Real-time motion planning with a fixed-wing UAV using an agile maneuver space

Abstract

Small fixed-wing unmanned aerial vehicles (UAVs) are becoming increasingly capable of flying at low altitudes and in constrained environments. This paper addresses the problem of automating the flight of a fixed-wing UAV through highly constrained environments. The main contribution of this paper is the development of a maneuver space, integrating steady and transient agile maneuvers for a class of fixed-wing aircraft. The maneuver space is integrated into the rapidly-exploring random trees (RRT) algorithm. The RRT-based motion planner, together with a flight control system, is demonstrated in simulations and flight tests to efficiently generate and execute a motion plan through highly constrained 3D environments in real-time. The flight experiments—which effectively demonstrated the usage of three highly agile maneuvers—were conducted using only on-board sensing and computing.

Re-planning

This appendix outlines how a re-planning step can be incorporated into the motion planner to eliminate cumulative position errors if and when they grow sufficiently large. The actions of re-planning would neatly fit at the end of Algorithm 3, under a conditional statement that gets added to check for position error against a user-defined constant: \(\mathbf if ~e_p > \epsilon \).

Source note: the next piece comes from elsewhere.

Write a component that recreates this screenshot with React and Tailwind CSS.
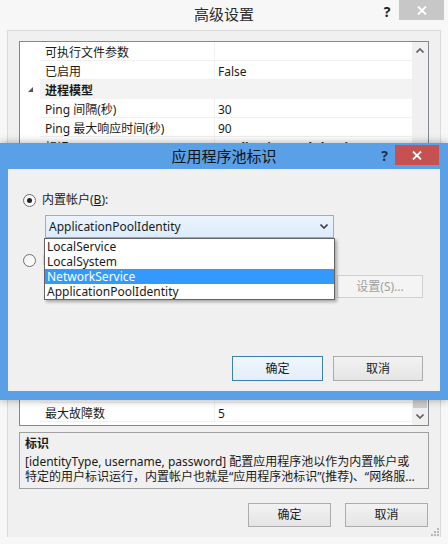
import React from 'react';

const font = "font-['Noto_Sans','Noto_Sans_CJK_SC',sans-serif]";

const rows = [
    { n: '可执行文件参数', v: '' },
    { n: '已启用', v: 'False' },
    { cat: '进程模型' },
    { n: 'Ping 间隔(秒)', v: '30' },
    { n: 'Ping 最大响应时间(秒)', v: '90' },
    { n: '标识', v: 'ApplicationPoolIdentity', bold: true },
    { n: '关闭时间限制(秒)', v: '90' },
    { n: '加载用户配置文件', v: 'True' },
    { n: '启动时间限制(秒)', v: '90' },
    { n: '启用 Ping', v: 'True' },
    { n: '空闲超时(分钟)', v: '20' },
    { n: '空闲超时操作', v: 'Terminate' },
    { n: '最大工作进程数', v: '1' },
    { cat: '快速故障防护' },
    { n: '"服务不可用"响应类型', v: 'HttpLevel' },
    { n: '故障间隔(分钟)', v: '5' },
    { n: '关闭可执行文件', v: '' },
    { n: '关闭可执行文件参数', v: '' },
    { n: '已启用', v: 'True' },
    { n: '最大故障数', v: '5' },
];

const Chevron = ({ up, className }) => (
    <svg width="8" height="5" viewBox="0 0 8 5" className={className}>
        <path d={up ? 'M0.5 4.5 L4 1 L7.5 4.5' : 'M0.5 0.5 L4 4 L7.5 0.5'} fill="none" stroke="currentColor" strokeWidth="1.6" />
    </svg>
);

const Radio = ({ checked }) => (
    <div className="w-[13px] h-[13px] rounded-full border border-[#707070] bg-gradient-to-br from-[#f0f0f0] to-white flex items-center justify-center shrink-0">
        {checked && <div className="w-[5px] h-[5px] rounded-full bg-[#222]" />}
    </div>
);

const WinButton = ({ children, className = '', focused, disabled }) => (
    <div
        className={`flex items-center justify-center border text-[12px] bg-gradient-to-b ${
            focused ? 'border-[#3c7fb1] from-[#f0f7fd] to-[#e3eef9]' : 'border-[#acacac] from-[#f2f2f2] to-[#e5e5e5]'
        } ${disabled ? 'text-[#a0a0a0] border-[#d0d0d0] from-[#f4f4f4] to-[#f4f4f4]' : 'text-[#1a1a1a]'} ${className}`}
    >
        {children}
    </div>
);

const PropRow = ({ row }) => {
    if (row.cat) {
        return (
            <div className="h-[19px] flex items-center shrink-0">
                <div className="w-[20px] h-full flex items-center justify-center">
                    <svg width="5" height="5" viewBox="0 0 5 5"><path d="M5 0 L5 5 L0 5 Z" fill="#555" /></svg>
                </div>
                <div className="flex-1 h-full bg-[#f3f3f3] flex items-center pl-[5px] pt-[3px] font-bold text-[12px] text-[#1a1a1a]">{row.cat}</div>
            </div>
        );
    }
    return (
        <div className="h-[19px] flex items-center shrink-0">
            <div className="w-[20px] h-full" />
            <div className="w-[175px] h-full flex items-center pl-[5px] pt-[3px] border-r border-b border-[#f0f0f0] text-[12px] text-[#1a1a1a] whitespace-nowrap overflow-hidden">{row.n}</div>
            <div className={`flex-1 h-full flex items-center pl-[3px] pt-[3px] border-b border-[#f0f0f0] text-[12px] text-[#1a1a1a] whitespace-nowrap overflow-hidden ${row.bold ? 'font-bold' : ''}`}>{row.v}</div>
        </div>
    );
};

export default function App() {
    return (
        <div className={`relative w-[448px] h-[544px] overflow-hidden bg-[#f7f7f7] ${font}`}>
            {/* outer title bar */}
            <div className="h-[30px] flex items-start">
                <div className="w-[73px]" />
                <div className="flex-1 h-[28px] flex items-center justify-center text-[15px] text-[#2b2b2b]">高级设置</div>
                <div className="w-[73px] flex items-start">
                    <div className="w-[24px] h-[22px] flex items-center justify-center text-[14px] font-bold text-[#222]">?</div>
                    <div className="w-[45px] h-[20px] bg-[#c7c7c7] flex items-center justify-center">
                        <svg width="10" height="9" viewBox="0 0 10 9"><path d="M1 0.5 L9 8.5 M9 0.5 L1 8.5" stroke="white" strokeWidth="1.8" /></svg>
                    </div>
                </div>
            </div>

            {/* outer client */}
            <div className="mx-[7px] h-[507px] border border-b-0 border-[#dadada] bg-[#f0f0f0] flex flex-col px-[11px] pt-[10px] relative">
                {/* property grid */}
                <div className="h-[385px] border border-[#828790] bg-white flex overflow-hidden shrink-0">
                    <div className="flex-1 flex flex-col overflow-hidden">
                        {rows.map((r, i) => <PropRow key={i} row={r} />)}
                    </div>
                    <div className="w-[16px] bg-[#f0f0f0] flex flex-col">
                        <div className="h-[17px] flex items-center justify-center text-[#606060]"><Chevron up /></div>
                        <div className="flex-1 flex flex-col justify-end px-[1px]">
                            <div className="h-[70px] bg-[#cdcdcd]" />
                        </div>
                        <div className="h-[17px] flex items-center justify-center text-[#606060]"><Chevron /></div>
                    </div>
                </div>

                {/* description */}
                <div className="mt-[6px] h-[57px] border border-[#a0a0a0] bg-[#f0f0f0] px-[5px] pt-[2px] flex flex-col text-[#1a1a1a] shrink-0">
                    <div className="h-[17px] leading-[17px] text-[12px] font-bold">标识</div>
                    <div className="mt-[2px] h-[15px] leading-[15px] text-[12px] whitespace-nowrap">[identityType, username, password] 配置应用程序池以作为内置帐户或</div>
                    <div className="h-[15px] leading-[15px] text-[12px] whitespace-nowrap overflow-hidden text-ellipsis">特定的用户标识运行，内置帐户也就是“应用程序池标识”(推荐)、“网络服务”、“本地系统”或“本地服务”。</div>
                </div>

                {/* bottom buttons */}
                <div className="mt-[14px] flex justify-end gap-[14px] pr-[1px]">
                    <WinButton className="w-[83px] h-[24px]">确定</WinButton>
                    <WinButton className="w-[83px] h-[24px]">取消</WinButton>
                </div>

                {/* resize grip */}
                <div className="mt-auto mb-[1px] flex justify-end -mr-[10px]">
                    <svg width="9" height="9" viewBox="0 0 9 9">
                        <rect x="7" y="1" width="2" height="2" fill="#b8b8b8" />
                        <rect x="4" y="4" width="2" height="2" fill="#b8b8b8" />
                        <rect x="7" y="4" width="2" height="2" fill="#b8b8b8" />
                        <rect x="1" y="7" width="2" height="2" fill="#b8b8b8" />
                        <rect x="4" y="7" width="2" height="2" fill="#b8b8b8" />
                        <rect x="7" y="7" width="2" height="2" fill="#b8b8b8" />
                    </svg>
                </div>
            </div>

            {/* inner dialog: 应用程序池标识 */}
            <div className="absolute left-0 top-[143px] w-[448px] h-[257px] bg-[#5aa0e6] flex flex-col shadow-[0_0_8px_rgba(0,0,0,0.35)]">
                <div className="h-[26px] flex items-start">
                    <div className="w-[74px]" />
                    <div className="flex-1 h-[26px] flex items-center justify-center text-[15px] text-[#111]">应用程序池标识</div>
                    <div className="w-[74px] flex items-start pt-[2px]">
                        <div className="w-[21px] h-[20px] flex items-center justify-center text-[14px] font-bold text-[#1f2f4f]">?</div>
                        <div className="w-[44px] h-[20px] bg-[#c75050] flex items-center justify-center">
                            <svg width="10" height="9" viewBox="0 0 10 9"><path d="M1 0.5 L9 8.5 M9 0.5 L1 8.5" stroke="white" strokeWidth="1.8" /></svg>
                        </div>
                    </div>
                </div>

                <div className="mx-[8px] h-[222px] bg-[#f0f0f0] relative flex flex-col pt-[23px] text-[#1a1a1a]">
                    <div className="h-[16px] flex items-center pl-[15px] gap-[6px] text-[12px]">
                        <Radio checked />
                        <span>内置帐户(<span className="underline">B</span>):</span>
                    </div>

                    <div className="mt-[7px] ml-[37px] w-[289px] h-[23px] border border-[#7eb4ea] bg-gradient-to-b from-[#ecf4fc] to-[#dcecfc] flex items-center pl-[3px] pr-[5px] text-[12px]">
                        <span className="flex-1">ApplicationPoolIdentity</span>
                        <Chevron className="text-[#404040]" />
                    </div>

                    <div className="mt-[14px] h-[16px] flex items-center pl-[15px] gap-[6px] text-[12px]">
                        <Radio />
                        <span>自定义帐户(<span className="underline">C</span>):</span>
                    </div>

                    <div className="mt-[7px] flex items-center gap-[8px] pl-[37px]">
                        <div className="w-[284px] h-[23px] border border-[#d9d9d9] bg-[#f0f0f0]" />
                        <WinButton disabled className="w-[86px] h-[23px]">设置(S)...</WinButton>
                    </div>

                    <div className="mt-auto pb-[10px] pr-[17px] flex justify-end gap-[10px]">
                        <WinButton focused className="w-[91px] h-[25px]">确定</WinButton>
                        <WinButton className="w-[90px] h-[25px]">取消</WinButton>
                    </div>

                    {/* open dropdown list */}
                    <div className="absolute left-[36px] top-[69px] w-[291px] h-[62px] border border-[#646464] bg-white shadow-[2px_2px_3px_rgba(0,0,0,0.3)] flex flex-col text-[12px]">
                        <div className="h-[15px] leading-[15px] pl-[2px]">LocalService</div>
                        <div className="h-[15px] leading-[15px] pl-[2px]">LocalSystem</div>
                        <div className="h-[15px] leading-[15px] pl-[2px] bg-[#3399ff] text-white">NetworkService</div>
                        <div className="h-[15px] leading-[15px] pl-[2px]">ApplicationPoolIdentity</div>
                    </div>
                </div>
            </div>
        </div>
    );
}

Re-planning involves two actions, the first of which is to modify the nodes being sent to the controller during the update, such that they align with the actual position and heading of the aircraft. The motion primitives themselves remain the same, i.e. \(\dot{\psi }\), \(\dot{z}\), and \(\varDelta t\) are known, but the positions and headings of each node must be recalculated. This is done through rearrangement of Eq. 3:

$$\begin{aligned} x_2= & {} x_1 + \Biggl (\frac{V}{\dot{\psi }}\sin (\psi _1 + \dot{\psi }\varDelta t) - \frac{V}{\dot{\psi }}\sin {\psi _1}\cos ({\arcsin {\frac{\dot{z}}{V}})}\Biggr )\nonumber \\ y_2= & {} y_1 + \Biggl (-\frac{V}{\dot{\psi }}\cos (\psi _1 + \dot{\psi }\varDelta t) + \frac{V}{\dot{\psi }}\cos {\psi _1}\cos ({\arcsin {\frac{\dot{z}}{V}})}\Biggr )\nonumber \\ z_2= & {} z_1 + \dot{z}\varDelta t\nonumber \\ \psi _2= & {} \psi _1 + \dot{\psi }\varDelta t \end{aligned}$$

(6)

The other action taken during re-planning is to prune the tree of all nodes other than the ones being sent to the aircraft during the update. While it may seem detrimental to throw away these previously generated nodes, the algorithm is very efficient at building (or re-building) a tree in real-time. The alternative, to keep the tree nodes, would require translating each node and re-checking each primitive for collisions. This is a much more costly process (namely, the collision checking), that would not be of any great benefit given how quickly the tree can be re-built.

Tests were run on the ODROID XU4 to evaluate the practicality of employing the re-planning step. We investigated whether the planner was efficient enough to recover from pruning almost all of the tree nodes in real-time. Using the map of Fig. 13, the motion planning algorithm was run twenty times. The planner was left to run until the Update Tree function had commanded a path that ended in the goal region; as though the aircraft were in flight and the algorithm were running in real-time. Instead of setting up the ODROID in a simulation loop with the aircraft dynamics model, we simply programmed fake position errors into the algorithm such that the re-planning step would be repeatedly triggered; for each run, the re-planning step was triggered twice. Each time the re-planning step occurred, the algorithm was able to rapidly rebuild a new tree. By the next time the Update Tree function was called after re-planning (it is called every half second), the tree would have already grown to hold approximately 1000 new nodes, on average. For reference, the tree rarely ever grew to have many more than 2000 nodes at a time, for the map in question. In the twenty runs, nineteen successfully resulted in a path to the goal region. In the one other case, the planner got stuck and had to send a command to perform the cruise-to-hover maneuver before reaching the goal region. It cannot necessarily be determined that the re-planning step was the cause of this failure. We observed that the number of tree nodes in subsequent calls of the Update Tree function, before and after re-planning, was barely affected, and thus we can at least rule out the notion of the failure being caused by a lack of trajectory options post-tree-pruning.